**Work to be completed:** Give the listing again in full, exactly as written.

[BEGIN]

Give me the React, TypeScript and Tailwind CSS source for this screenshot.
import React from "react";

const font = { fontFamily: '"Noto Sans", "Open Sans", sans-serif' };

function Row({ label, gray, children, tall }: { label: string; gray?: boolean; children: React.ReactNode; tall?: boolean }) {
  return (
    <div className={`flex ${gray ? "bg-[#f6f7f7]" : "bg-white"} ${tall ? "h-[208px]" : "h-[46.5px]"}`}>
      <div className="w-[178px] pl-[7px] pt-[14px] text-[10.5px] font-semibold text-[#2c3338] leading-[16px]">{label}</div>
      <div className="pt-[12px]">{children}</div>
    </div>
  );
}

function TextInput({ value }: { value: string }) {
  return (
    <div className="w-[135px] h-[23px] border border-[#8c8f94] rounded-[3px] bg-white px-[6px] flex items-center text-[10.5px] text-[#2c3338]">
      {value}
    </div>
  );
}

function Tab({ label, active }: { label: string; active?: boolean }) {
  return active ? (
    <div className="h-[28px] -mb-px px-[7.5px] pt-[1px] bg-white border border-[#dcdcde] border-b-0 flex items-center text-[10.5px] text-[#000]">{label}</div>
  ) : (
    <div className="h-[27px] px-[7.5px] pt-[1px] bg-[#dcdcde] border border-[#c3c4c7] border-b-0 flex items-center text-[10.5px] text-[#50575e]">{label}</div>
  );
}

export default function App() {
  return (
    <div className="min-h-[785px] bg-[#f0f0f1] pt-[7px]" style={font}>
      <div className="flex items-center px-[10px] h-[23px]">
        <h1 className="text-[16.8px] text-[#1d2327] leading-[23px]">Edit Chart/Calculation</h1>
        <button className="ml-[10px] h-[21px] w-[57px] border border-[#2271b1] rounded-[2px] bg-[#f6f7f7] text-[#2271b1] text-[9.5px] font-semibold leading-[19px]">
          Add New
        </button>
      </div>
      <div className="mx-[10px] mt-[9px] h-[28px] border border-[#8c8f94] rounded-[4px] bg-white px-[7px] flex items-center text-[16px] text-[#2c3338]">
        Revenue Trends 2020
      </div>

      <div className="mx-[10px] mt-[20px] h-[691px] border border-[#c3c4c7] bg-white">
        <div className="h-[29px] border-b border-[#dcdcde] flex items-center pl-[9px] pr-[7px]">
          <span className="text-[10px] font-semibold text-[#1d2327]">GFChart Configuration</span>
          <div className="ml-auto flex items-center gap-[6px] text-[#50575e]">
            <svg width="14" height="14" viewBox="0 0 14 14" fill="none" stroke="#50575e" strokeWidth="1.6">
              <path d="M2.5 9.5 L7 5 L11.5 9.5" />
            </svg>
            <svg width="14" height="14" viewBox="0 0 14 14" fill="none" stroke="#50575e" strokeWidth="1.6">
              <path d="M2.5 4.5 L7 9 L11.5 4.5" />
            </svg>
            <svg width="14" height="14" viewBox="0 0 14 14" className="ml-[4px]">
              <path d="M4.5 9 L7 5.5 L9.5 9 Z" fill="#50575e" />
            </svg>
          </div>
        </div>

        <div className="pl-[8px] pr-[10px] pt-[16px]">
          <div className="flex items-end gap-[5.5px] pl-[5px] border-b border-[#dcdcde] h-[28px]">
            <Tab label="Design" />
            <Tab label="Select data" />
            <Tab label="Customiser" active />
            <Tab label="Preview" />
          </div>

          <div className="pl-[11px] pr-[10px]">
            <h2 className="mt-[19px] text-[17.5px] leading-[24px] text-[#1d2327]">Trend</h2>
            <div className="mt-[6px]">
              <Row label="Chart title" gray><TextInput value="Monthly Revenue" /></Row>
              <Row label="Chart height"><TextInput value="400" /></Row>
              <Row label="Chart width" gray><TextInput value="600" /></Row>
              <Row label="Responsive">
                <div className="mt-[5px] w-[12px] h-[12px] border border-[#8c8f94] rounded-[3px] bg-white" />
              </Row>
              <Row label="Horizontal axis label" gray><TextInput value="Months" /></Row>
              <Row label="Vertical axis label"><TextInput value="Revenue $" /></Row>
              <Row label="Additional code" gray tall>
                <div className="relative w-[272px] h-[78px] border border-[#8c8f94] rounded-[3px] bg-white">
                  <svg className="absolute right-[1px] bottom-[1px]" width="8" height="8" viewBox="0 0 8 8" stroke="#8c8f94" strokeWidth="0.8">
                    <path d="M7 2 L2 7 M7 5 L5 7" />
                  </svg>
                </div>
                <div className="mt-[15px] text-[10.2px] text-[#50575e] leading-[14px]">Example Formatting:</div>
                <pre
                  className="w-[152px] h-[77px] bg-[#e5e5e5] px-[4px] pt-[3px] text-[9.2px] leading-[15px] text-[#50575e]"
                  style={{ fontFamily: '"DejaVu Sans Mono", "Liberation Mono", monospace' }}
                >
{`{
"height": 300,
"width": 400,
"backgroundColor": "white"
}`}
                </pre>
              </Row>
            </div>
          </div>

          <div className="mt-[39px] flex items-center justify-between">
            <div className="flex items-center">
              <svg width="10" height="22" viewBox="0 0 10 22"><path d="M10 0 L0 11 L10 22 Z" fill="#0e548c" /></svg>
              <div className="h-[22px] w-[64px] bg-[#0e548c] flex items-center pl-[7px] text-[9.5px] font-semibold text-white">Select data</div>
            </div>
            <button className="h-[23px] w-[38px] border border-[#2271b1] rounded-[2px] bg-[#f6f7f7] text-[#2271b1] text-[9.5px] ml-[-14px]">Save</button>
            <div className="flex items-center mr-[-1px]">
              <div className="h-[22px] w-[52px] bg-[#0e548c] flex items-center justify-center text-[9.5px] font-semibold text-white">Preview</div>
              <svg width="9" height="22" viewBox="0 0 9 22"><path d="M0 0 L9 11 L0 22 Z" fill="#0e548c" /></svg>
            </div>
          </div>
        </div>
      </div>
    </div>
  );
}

[END]

**Problem solution:**
Give me the React, TypeScript and Tailwind CSS source for this screenshot.
import React from "react";

const font = { fontFamily: '"Noto Sans", "Open Sans", sans-serif' };

function Row({ label, gray, children, tall }: { label: string; gray?: boolean; children: React.ReactNode; tall?: boolean }) {
  return (
    <div className={`flex ${gray ? "bg-[#f6f7f7]" : "bg-white"} ${tall ? "h-[208px]" : "h-[46.5px]"}`}>
      <div className="w-[178px] pl-[7px] pt-[14px] text-[10.5px] font-semibold text-[#2c3338] leading-[16px]">{label}</div>
      <div className="pt-[12px]">{children}</div>
    </div>
  );
}

function TextInput({ value }: { value: string }) {
  return (
    <div className="w-[135px] h-[23px] border border-[#8c8f94] rounded-[3px] bg-white px-[6px] flex items-center text-[10.5px] text-[#2c3338]">
      {value}
    </div>
  );
}

function Tab({ label, active }: { label: string; active?: boolean }) {
  return active ? (
    <div className="h-[28px] -mb-px px-[7.5px] pt-[1px] bg-white border border-[#dcdcde] border-b-0 flex items-center text-[10.5px] text-[#000]">{label}</div>
  ) : (
    <div className="h-[27px] px-[7.5px] pt-[1px] bg-[#dcdcde] border border-[#c3c4c7] border-b-0 flex items-center text-[10.5px] text-[#50575e]">{label}</div>
  );
}

export default function App() {
  return (
    <div className="min-h-[785px] bg-[#f0f0f1] pt-[7px]" style={font}>
      <div className="flex items-center px-[10px] h-[23px]">
        <h1 className="text-[16.8px] text-[#1d2327] leading-[23px]">Edit Chart/Calculation</h1>
        <button className="ml-[10px] h-[21px] w-[57px] border border-[#2271b1] rounded-[2px] bg-[#f6f7f7] text-[#2271b1] text-[9.5px] font-semibold leading-[19px]">
          Add New
        </button>
      </div>
      <div className="mx-[10px] mt-[9px] h-[28px] border border-[#8c8f94] rounded-[4px] bg-white px-[7px] flex items-center text-[16px] text-[#2c3338]">
        Revenue Trends 2020
      </div>

      <div className="mx-[10px] mt-[20px] h-[691px] border border-[#c3c4c7] bg-white">
        <div className="h-[29px] border-b border-[#dcdcde] flex items-center pl-[9px] pr-[7px]">
          <span className="text-[10px] font-semibold text-[#1d2327]">GFChart Configuration</span>
          <div className="ml-auto flex items-center gap-[6px] text-[#50575e]">
            <svg width="14" height="14" viewBox="0 0 14 14" fill="none" stroke="#50575e" strokeWidth="1.6">
              <path d="M2.5 9.5 L7 5 L11.5 9.5" />
            </svg>
            <svg width="14" height="14" viewBox="0 0 14 14" fill="none" stroke="#50575e" strokeWidth="1.6">
              <path d="M2.5 4.5 L7 9 L11.5 4.5" />
            </svg>
            <svg width="14" height="14" viewBox="0 0 14 14" className="ml-[4px]">
              <path d="M4.5 9 L7 5.5 L9.5 9 Z" fill="#50575e" />
            </svg>
          </div>
        </div>

        <div className="pl-[8px] pr-[10px] pt-[16px]">
          <div className="flex items-end gap-[5.5px] pl-[5px] border-b border-[#dcdcde] h-[28px]">
            <Tab label="Design" />
            <Tab label="Select data" />
            <Tab label="Customiser" active />
            <Tab label="Preview" />
          </div>

          <div className="pl-[11px] pr-[10px]">
            <h2 className="mt-[19px] text-[17.5px] leading-[24px] text-[#1d2327]">Trend</h2>
            <div className="mt-[6px]">
              <Row label="Chart title" gray><TextInput value="Monthly Revenue" /></Row>
              <Row label="Chart height"><TextInput value="400" /></Row>
              <Row label="Chart width" gray><TextInput value="600" /></Row>
              <Row label="Responsive">
                <div className="mt-[5px] w-[12px] h-[12px] border border-[#8c8f94] rounded-[3px] bg-white" />
              </Row>
              <Row label="Horizontal axis label" gray><TextInput value="Months" /></Row>
              <Row label="Vertical axis label"><TextInput value="Revenue $" /></Row>
              <Row label="Additional code" gray tall>
                <div className="relative w-[272px] h-[78px] border border-[#8c8f94] rounded-[3px] bg-white">
                  <svg className="absolute right-[1px] bottom-[1px]" width="8" height="8" viewBox="0 0 8 8" stroke="#8c8f94" strokeWidth="0.8">
                    <path d="M7 2 L2 7 M7 5 L5 7" />
                  </svg>
                </div>
                <div className="mt-[15px] text-[10.2px] text-[#50575e] leading-[14px]">Example Formatting:</div>
                <pre
                  className="w-[152px] h-[77px] bg-[#e5e5e5] px-[4px] pt-[3px] text-[9.2px] leading-[15px] text-[#50575e]"
                  style={{ fontFamily: '"DejaVu Sans Mono", "Liberation Mono", monospace' }}
                >
{`{
"height": 300,
"width": 400,
"backgroundColor": "white"
}`}
                </pre>
              </Row>
            </div>
          </div>

          <div className="mt-[39px] flex items-center justify-between">
            <div className="flex items-center">
              <svg width="10" height="22" viewBox="0 0 10 22"><path d="M10 0 L0 11 L10 22 Z" fill="#0e548c" /></svg>
              <div className="h-[22px] w-[64px] bg-[#0e548c] flex items-center pl-[7px] text-[9.5px] font-semibold text-white">Select data</div>
            </div>
            <button className="h-[23px] w-[38px] border border-[#2271b1] rounded-[2px] bg-[#f6f7f7] text-[#2271b1] text-[9.5px] ml-[-14px]">Save</button>
            <div className="flex items-center mr-[-1px]">
              <div className="h-[22px] w-[52px] bg-[#0e548c] flex items-center justify-center text-[9.5px] font-semibold text-white">Preview</div>
              <svg width="9" height="22" viewBox="0 0 9 22"><path d="M0 0 L9 11 L0 22 Z" fill="#0e548c" /></svg>
            </div>
          </div>
        </div>
      </div>
    </div>
  );
}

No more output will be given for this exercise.